Think about it. If you're spending $2,500 for 100 shares of stock, what do you want before you turn over your money? You want the stock. And if you're selling, you want your money before you part with your shares.

Here's the complication. You can't meet at the market to make the exchange. In fact, neither the buyer nor seller has a clue who the other investor is. But the trade works perfectly anyway. If you buy, you get your shares, and if you sell, you get your money.

Two days to settle up

The successful exchange of cash and shares isn't magic or even good luck. It's a process called clearance and settlement that starts on T and ends two trading days later, on T+2 for stocks and ETFs. Clearing and Settlement is handled through an organization called The Depository Trust and Clearing Corporation (DTCC for short). Here's the nitty-gritty:

  • Clearing starts immediately to confirm that all the details of a trade match, including the number of shares, the price, and the brokerage firms representing each side of the trade.
  • When the trade details are confirmed, the firms are legally required to complete the trade.
  • Starting at midnight of T+1, DTCC guarantees the trade will go through if a firm were to go bankrupt before the process is over.
  • On T+1, the firms are told how much money and how many shares they must deliver to complete all the transactions that occurred on T. To put that number in perspective, in 2013 nearly 4.5 billion shares on average changed hands every trade day on U.S. markets. And there are more than 250 trade days each year.
  • At settlement, on T+2, the firms deliver the shares and the money they owe and their accounts are credited with the shares and the money they're due.
  • Your firm updates your account to reflect that your purchase or sale has settled.

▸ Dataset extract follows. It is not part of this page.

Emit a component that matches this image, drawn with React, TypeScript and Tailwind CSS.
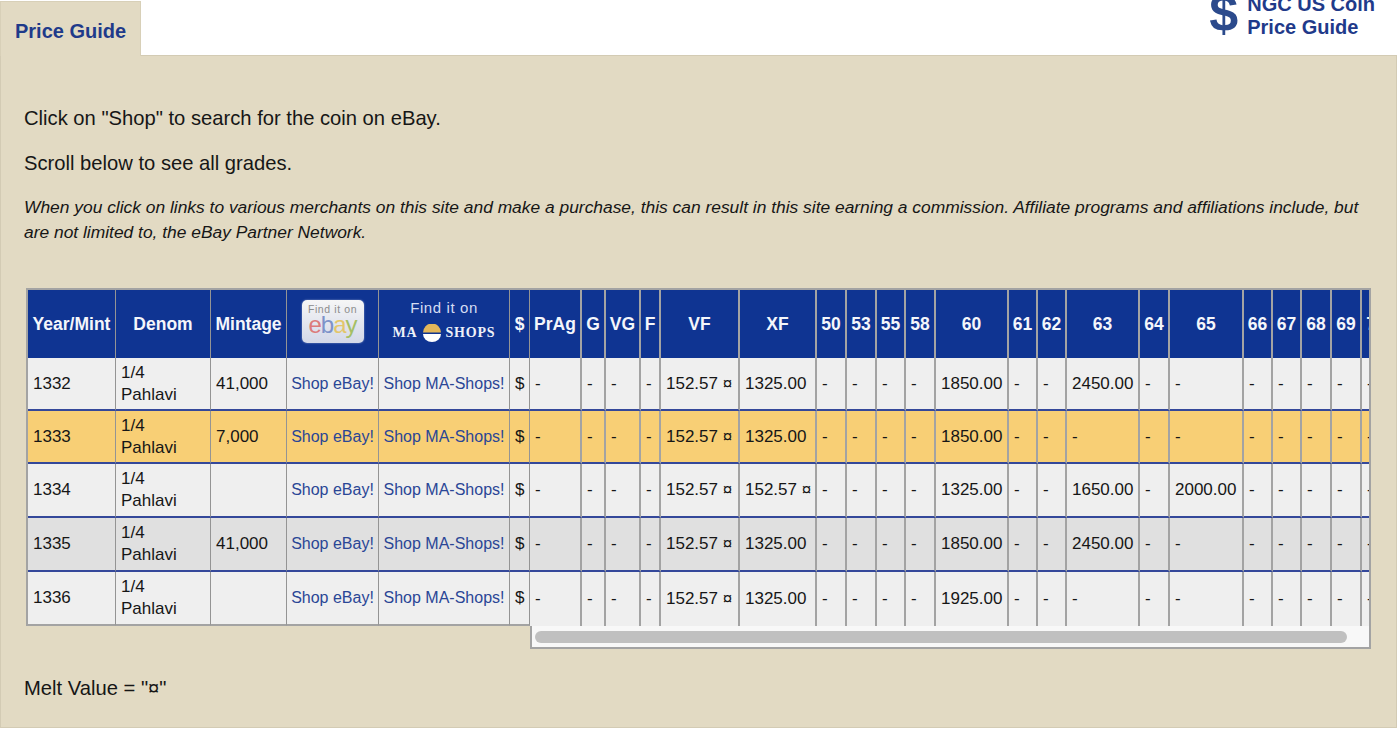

Electronic records smooth the way

One reason clearance and settlement work so well is that most stock and ETF ownership records are totally electronic, registered in what's known as street name. That makes it easy for DTCC to update who owns what.

Money transfers are handled electronically too. Your brokerage firm debits the money from your account and transfers it to its own account at DTCC. DTCC then moves it to the account of the firm representing the seller. That firm then credits the seller's account.

When business ends on T+2, the deal is done.